• [YOUR GOAL]:
Locate the lines that hold the string "this". Copy every such line.

• [RAW DATA]:
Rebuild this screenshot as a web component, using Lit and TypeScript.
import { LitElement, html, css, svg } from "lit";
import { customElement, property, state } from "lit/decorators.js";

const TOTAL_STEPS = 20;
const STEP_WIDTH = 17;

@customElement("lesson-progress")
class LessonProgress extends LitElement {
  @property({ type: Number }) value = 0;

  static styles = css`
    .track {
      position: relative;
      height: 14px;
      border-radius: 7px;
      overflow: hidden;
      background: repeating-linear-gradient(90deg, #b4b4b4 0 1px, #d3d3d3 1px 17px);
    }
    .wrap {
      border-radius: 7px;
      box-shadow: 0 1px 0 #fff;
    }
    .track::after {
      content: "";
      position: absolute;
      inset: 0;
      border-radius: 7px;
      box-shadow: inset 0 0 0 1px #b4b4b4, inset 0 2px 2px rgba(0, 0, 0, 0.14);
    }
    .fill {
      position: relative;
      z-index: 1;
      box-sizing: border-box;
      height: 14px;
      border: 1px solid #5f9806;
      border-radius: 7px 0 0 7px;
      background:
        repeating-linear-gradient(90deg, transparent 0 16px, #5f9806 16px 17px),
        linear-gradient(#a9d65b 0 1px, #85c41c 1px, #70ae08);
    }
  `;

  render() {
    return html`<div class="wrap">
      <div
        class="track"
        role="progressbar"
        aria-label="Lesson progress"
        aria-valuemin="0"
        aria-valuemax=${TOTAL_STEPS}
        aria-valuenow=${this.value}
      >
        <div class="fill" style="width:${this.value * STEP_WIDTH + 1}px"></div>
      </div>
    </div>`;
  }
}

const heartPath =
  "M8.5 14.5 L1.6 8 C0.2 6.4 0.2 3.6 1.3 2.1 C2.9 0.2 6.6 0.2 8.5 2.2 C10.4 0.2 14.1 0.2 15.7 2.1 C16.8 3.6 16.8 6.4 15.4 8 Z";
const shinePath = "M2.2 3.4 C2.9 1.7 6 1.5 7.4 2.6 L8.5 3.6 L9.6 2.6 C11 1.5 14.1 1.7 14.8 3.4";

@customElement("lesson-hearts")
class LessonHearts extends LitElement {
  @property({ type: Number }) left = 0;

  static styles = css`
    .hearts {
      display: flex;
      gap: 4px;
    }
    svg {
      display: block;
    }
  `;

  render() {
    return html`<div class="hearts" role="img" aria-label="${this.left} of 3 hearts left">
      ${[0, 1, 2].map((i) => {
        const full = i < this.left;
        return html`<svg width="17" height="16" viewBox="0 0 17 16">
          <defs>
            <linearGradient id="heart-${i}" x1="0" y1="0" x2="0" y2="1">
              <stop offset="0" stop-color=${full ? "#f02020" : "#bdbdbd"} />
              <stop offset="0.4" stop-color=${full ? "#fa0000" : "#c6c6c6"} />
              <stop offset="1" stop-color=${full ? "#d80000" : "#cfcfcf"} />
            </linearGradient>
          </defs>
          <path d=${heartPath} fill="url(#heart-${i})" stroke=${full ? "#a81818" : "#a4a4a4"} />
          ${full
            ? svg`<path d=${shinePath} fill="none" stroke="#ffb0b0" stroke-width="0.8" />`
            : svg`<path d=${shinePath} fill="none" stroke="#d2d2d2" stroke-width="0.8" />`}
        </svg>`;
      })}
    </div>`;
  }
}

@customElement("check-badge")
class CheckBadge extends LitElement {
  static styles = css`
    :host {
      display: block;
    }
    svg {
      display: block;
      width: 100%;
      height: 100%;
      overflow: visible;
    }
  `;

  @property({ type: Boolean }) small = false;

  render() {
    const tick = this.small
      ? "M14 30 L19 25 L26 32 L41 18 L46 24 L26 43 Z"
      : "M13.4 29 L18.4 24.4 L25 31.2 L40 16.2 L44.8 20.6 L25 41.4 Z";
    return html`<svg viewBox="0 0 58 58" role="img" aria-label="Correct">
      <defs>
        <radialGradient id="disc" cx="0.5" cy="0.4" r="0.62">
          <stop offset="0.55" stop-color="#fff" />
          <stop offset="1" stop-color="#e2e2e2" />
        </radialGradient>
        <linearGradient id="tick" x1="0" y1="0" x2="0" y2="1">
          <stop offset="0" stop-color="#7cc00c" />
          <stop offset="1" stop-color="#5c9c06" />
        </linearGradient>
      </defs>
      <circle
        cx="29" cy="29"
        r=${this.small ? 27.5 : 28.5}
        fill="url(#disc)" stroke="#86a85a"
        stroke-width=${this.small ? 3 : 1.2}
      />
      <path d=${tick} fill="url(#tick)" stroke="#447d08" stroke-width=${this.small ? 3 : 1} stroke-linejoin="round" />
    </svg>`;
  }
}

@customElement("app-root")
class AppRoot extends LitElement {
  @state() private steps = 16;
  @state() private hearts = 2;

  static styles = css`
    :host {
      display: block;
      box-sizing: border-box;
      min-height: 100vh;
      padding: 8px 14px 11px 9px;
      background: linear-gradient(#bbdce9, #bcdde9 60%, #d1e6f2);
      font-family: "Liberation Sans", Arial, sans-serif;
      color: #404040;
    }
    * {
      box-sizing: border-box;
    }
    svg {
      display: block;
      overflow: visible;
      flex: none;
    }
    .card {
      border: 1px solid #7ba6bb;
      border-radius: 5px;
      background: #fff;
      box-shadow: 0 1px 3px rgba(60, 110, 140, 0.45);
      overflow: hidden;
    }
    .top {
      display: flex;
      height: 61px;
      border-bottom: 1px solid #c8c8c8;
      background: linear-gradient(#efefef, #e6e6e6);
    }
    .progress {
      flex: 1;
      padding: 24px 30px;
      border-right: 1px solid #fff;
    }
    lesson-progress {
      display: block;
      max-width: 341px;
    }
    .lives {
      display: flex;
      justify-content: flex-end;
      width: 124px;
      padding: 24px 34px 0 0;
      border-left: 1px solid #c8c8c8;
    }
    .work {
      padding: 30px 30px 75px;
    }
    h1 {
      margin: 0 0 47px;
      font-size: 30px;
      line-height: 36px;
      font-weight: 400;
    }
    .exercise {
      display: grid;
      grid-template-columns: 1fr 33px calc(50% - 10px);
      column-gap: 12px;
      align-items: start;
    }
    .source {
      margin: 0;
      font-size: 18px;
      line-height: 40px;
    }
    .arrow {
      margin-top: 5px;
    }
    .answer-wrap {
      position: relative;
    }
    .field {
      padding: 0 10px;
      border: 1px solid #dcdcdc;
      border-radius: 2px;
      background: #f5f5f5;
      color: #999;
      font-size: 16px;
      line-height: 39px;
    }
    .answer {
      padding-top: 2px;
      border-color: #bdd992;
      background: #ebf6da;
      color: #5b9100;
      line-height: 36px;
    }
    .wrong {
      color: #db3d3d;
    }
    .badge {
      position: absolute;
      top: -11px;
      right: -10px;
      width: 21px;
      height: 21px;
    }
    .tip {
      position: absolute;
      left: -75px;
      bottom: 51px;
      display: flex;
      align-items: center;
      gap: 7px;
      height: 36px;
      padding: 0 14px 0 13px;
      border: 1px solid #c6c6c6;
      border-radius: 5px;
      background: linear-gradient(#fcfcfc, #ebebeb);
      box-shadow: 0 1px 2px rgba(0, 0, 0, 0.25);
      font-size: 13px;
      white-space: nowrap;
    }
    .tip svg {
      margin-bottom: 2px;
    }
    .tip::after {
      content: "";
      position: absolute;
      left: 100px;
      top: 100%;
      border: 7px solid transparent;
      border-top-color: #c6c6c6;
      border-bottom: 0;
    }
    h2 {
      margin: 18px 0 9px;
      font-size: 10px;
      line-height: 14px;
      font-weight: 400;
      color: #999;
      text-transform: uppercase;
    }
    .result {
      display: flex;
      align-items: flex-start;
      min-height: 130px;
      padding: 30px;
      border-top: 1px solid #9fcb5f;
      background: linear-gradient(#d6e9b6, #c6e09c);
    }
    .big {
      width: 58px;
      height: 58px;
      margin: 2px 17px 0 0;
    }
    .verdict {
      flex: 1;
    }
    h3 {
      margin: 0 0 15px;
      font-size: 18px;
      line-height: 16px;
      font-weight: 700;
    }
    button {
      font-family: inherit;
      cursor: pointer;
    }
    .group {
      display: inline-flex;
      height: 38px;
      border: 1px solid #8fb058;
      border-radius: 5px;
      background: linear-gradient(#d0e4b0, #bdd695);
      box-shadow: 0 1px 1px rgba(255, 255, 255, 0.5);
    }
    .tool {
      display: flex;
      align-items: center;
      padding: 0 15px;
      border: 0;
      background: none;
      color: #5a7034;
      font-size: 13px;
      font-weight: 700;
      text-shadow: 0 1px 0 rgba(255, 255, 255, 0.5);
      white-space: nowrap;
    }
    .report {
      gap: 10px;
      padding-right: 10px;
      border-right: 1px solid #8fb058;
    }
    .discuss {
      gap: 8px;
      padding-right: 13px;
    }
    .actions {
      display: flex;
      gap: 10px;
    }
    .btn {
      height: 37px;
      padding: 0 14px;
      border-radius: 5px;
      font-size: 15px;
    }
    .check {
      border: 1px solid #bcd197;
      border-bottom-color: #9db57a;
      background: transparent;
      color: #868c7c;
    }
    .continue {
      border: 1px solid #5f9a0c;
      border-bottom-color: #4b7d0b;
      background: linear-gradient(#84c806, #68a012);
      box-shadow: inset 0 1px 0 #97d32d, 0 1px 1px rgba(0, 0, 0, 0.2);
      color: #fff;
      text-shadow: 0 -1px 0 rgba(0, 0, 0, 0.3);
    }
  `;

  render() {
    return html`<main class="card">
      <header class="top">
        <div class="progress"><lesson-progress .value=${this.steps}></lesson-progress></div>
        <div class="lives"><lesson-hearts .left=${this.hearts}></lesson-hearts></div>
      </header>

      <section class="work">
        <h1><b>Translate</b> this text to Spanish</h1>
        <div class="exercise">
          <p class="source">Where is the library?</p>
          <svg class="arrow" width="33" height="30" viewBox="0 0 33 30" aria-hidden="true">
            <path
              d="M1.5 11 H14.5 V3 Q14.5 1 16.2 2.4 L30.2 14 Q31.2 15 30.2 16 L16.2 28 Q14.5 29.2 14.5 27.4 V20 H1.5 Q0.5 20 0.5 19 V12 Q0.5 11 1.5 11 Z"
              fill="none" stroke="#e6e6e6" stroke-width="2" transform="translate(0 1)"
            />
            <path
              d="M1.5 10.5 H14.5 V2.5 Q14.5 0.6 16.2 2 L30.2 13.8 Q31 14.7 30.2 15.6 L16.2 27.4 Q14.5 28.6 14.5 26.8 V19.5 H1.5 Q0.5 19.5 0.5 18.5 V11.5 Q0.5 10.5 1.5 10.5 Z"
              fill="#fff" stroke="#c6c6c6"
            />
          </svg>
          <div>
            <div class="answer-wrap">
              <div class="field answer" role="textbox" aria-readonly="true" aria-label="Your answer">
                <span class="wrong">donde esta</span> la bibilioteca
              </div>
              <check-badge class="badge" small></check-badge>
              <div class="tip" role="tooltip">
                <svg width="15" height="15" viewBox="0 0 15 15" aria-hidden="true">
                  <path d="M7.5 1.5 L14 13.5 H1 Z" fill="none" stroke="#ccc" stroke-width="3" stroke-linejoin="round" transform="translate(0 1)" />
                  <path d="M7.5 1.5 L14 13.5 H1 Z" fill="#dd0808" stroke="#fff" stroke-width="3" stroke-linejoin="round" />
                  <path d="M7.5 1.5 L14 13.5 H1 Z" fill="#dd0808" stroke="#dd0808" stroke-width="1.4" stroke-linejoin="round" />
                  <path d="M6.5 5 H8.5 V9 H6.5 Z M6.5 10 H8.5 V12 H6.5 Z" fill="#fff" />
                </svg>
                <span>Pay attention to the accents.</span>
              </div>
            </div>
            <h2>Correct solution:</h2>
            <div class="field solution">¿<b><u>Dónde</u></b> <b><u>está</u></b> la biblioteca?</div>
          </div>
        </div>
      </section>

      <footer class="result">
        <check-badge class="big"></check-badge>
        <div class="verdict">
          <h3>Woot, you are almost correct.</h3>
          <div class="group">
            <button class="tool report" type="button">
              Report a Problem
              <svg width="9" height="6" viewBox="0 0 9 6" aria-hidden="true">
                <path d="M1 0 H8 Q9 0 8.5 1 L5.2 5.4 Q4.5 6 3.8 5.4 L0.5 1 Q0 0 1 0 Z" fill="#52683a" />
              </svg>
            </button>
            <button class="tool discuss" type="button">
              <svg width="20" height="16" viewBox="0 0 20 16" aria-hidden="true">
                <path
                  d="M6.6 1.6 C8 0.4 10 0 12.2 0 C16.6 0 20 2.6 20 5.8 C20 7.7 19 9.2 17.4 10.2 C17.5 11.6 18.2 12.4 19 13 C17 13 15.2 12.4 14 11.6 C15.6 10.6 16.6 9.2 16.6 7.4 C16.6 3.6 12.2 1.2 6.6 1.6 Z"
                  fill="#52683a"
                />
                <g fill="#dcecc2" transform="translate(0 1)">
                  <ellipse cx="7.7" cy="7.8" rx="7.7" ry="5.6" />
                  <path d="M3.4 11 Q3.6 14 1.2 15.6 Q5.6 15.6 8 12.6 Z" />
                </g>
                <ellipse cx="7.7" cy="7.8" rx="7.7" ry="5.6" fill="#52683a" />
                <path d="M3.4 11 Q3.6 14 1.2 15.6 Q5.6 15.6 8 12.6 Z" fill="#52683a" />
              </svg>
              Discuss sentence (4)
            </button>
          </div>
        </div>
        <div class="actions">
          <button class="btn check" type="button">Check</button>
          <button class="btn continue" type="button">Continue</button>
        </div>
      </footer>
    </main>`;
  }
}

• [COMPLETE ANSWER]:
Rebuild this screenshot as a web component, using Lit and TypeScript.
        aria-valuenow=${this.value}
        <div class="fill" style="width:${this.value * STEP_WIDTH + 1}px"></div>
    return html`<div class="hearts" role="img" aria-label="${this.left} of 3 hearts left">
        const full = i < this.left;
    const tick = this.small
        r=${this.small ? 27.5 : 28.5}
        stroke-width=${this.small ? 3 : 1.2}
      <path d=${tick} fill="url(#tick)" stroke="#447d08" stroke-width=${this.small ? 3 : 1} stroke-linejoin="round" />
        <div class="progress"><lesson-progress .value=${this.steps}></lesson-progress></div>
        <div class="lives"><lesson-hearts .left=${this.hearts}></lesson-hearts></div>
        <h1><b>Translate</b> this text to Spanish</h1>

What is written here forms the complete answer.